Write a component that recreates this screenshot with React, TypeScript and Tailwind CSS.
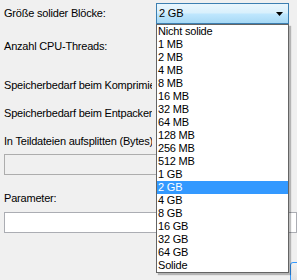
const sizes = [
  "Nicht solide",
  "1 MB",
  "2 MB",
  "4 MB",
  "8 MB",
  "16 MB",
  "32 MB",
  "64 MB",
  "128 MB",
  "256 MB",
  "512 MB",
  "1 GB",
  "2 GB",
  "4 GB",
  "8 GB",
  "16 GB",
  "32 GB",
  "64 GB",
  "Solide",
];

// labels run under the open list, so clip them where it starts
const label = "w-[152px] overflow-hidden whitespace-nowrap pl-[4px]";

export default function App() {
  return (
    <div className="relative h-[280px] w-[297px] overflow-hidden bg-[#f0f0f0] font-['Liberation_Sans',Arial,sans-serif] text-[11px] leading-[13px] tracking-[-0.2px] text-black">
      <div className="flex flex-col">
        {/* Größe solider Blöcke */}
        <div className="mt-[3px] flex h-[21px] items-center">
          <span className="w-[156px] pl-[4px]">Größe solider Blöcke:</span>
          <div className="flex h-[21px] w-[133px] items-center justify-between border border-[#3c7fb1] bg-[linear-gradient(to_bottom,#eaf6fd_0%,#d9f0fc_45%,#bee6fd_55%,#a7d9f5_100%)] pl-[2px] pr-[5px]">
            <span>2 GB</span>
            <svg width="7" height="4" viewBox="0 0 7 4">
              <polygon points="0,0 7,0 3.5,4" fill="#000" />
            </svg>
          </div>
        </div>

        <span className={`mt-[16px] ${label}`}>Anzahl CPU-Threads:</span>
        <span className={`mt-[26px] ${label}`}>
          Speicherbedarf beim Komprimieren:
        </span>
        <span className={`mt-[15px] ${label}`}>
          Speicherbedarf beim Entpacken:
        </span>
        <span className={`mt-[15px] ${label}`}>
          In Teildateien aufsplitten (Bytes):
        </span>
        <div className="ml-[4px] mt-[6px] h-[21px] w-[285px] border border-[#adadad] bg-[#f0f0f0]" />

        <span className={`mt-[17px] ${label}`}>Parameter:</span>
        <div className="ml-[4px] mt-[7px] h-[21px] w-[293px] border border-[#abadb3] bg-white" />

        <div className="ml-[290px] mt-[29px] h-[23px] w-[75px] rounded-[3px] border border-[#3399ff] bg-[linear-gradient(to_bottom,#f2f2f2,#dddddd)]" />
      </div>

      {/* open dropdown list */}
      <div className="absolute left-[156px] top-[24px] w-[133px] border border-[#646464] bg-white shadow-[2px_2px_1px_rgba(0,0,0,0.25)]">
        {sizes.map((s) => (
          <div
            key={s}
            className={
              s === "2 GB"
                ? "h-[13px] bg-[#3399ff] pl-[1px] text-white"
                : "h-[13px] pl-[1px]"
            }
          >
            {s}
          </div>
        ))}
      </div>
    </div>
  );
}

____

■ **Prompt**
Exclude the images and reproduce the remaining data exactly.

■ **Answer in full**
Write a component that recreates this screenshot with React, TypeScript and Tailwind CSS.
const sizes = [
  "Nicht solide",
  "1 MB",
  "2 MB",
  "4 MB",
  "8 MB",
  "16 MB",
  "32 MB",
  "64 MB",
  "128 MB",
  "256 MB",
  "512 MB",
  "1 GB",
  "2 GB",
  "4 GB",
  "8 GB",
  "16 GB",
  "32 GB",
  "64 GB",
  "Solide",
];

// labels run under the open list, so clip them where it starts
const label = "w-[152px] overflow-hidden whitespace-nowrap pl-[4px]";

export default function App() {
  return (
    <div className="relative h-[280px] w-[297px] overflow-hidden bg-[#f0f0f0] font-['Liberation_Sans',Arial,sans-serif] text-[11px] leading-[13px] tracking-[-0.2px] text-black">
      <div className="flex flex-col">
        {/* Größe solider Blöcke */}
        <div className="mt-[3px] flex h-[21px] items-center">
          <span className="w-[156px] pl-[4px]">Größe solider Blöcke:</span>
          <div className="flex h-[21px] w-[133px] items-center justify-between border border-[#3c7fb1] bg-[linear-gradient(to_bottom,#eaf6fd_0%,#d9f0fc_45%,#bee6fd_55%,#a7d9f5_100%)] pl-[2px] pr-[5px]">
            <span>2 GB</span>
            <svg width="7" height="4" viewBox="0 0 7 4">
              <polygon points="0,0 7,0 3.5,4" fill="#000" />
            </svg>
          </div>
        </div>

        <span className={`mt-[16px] ${label}`}>Anzahl CPU-Threads:</span>
        <span className={`mt-[26px] ${label}`}>
          Speicherbedarf beim Komprimieren:
        </span>
        <span className={`mt-[15px] ${label}`}>
          Speicherbedarf beim Entpacken:
        </span>
        <span className={`mt-[15px] ${label}`}>
          In Teildateien aufsplitten (Bytes):
        </span>
        <div className="ml-[4px] mt-[6px] h-[21px] w-[285px] border border-[#adadad] bg-[#f0f0f0]" />

        <span className={`mt-[17px] ${label}`}>Parameter:</span>
        <div className="ml-[4px] mt-[7px] h-[21px] w-[293px] border border-[#abadb3] bg-white" />

        <div className="ml-[290px] mt-[29px] h-[23px] w-[75px] rounded-[3px] border border-[#3399ff] bg-[linear-gradient(to_bottom,#f2f2f2,#dddddd)]" />
      </div>

      {/* open dropdown list */}
      <div className="absolute left-[156px] top-[24px] w-[133px] border border-[#646464] bg-white shadow-[2px_2px_1px_rgba(0,0,0,0.25)]">
        {sizes.map((s) => (
          <div
            key={s}
            className={
              s === "2 GB"
                ? "h-[13px] bg-[#3399ff] pl-[1px] text-white"
                : "h-[13px] pl-[1px]"
            }
          >
            {s}
          </div>
        ))}
      </div>
    </div>
  );
}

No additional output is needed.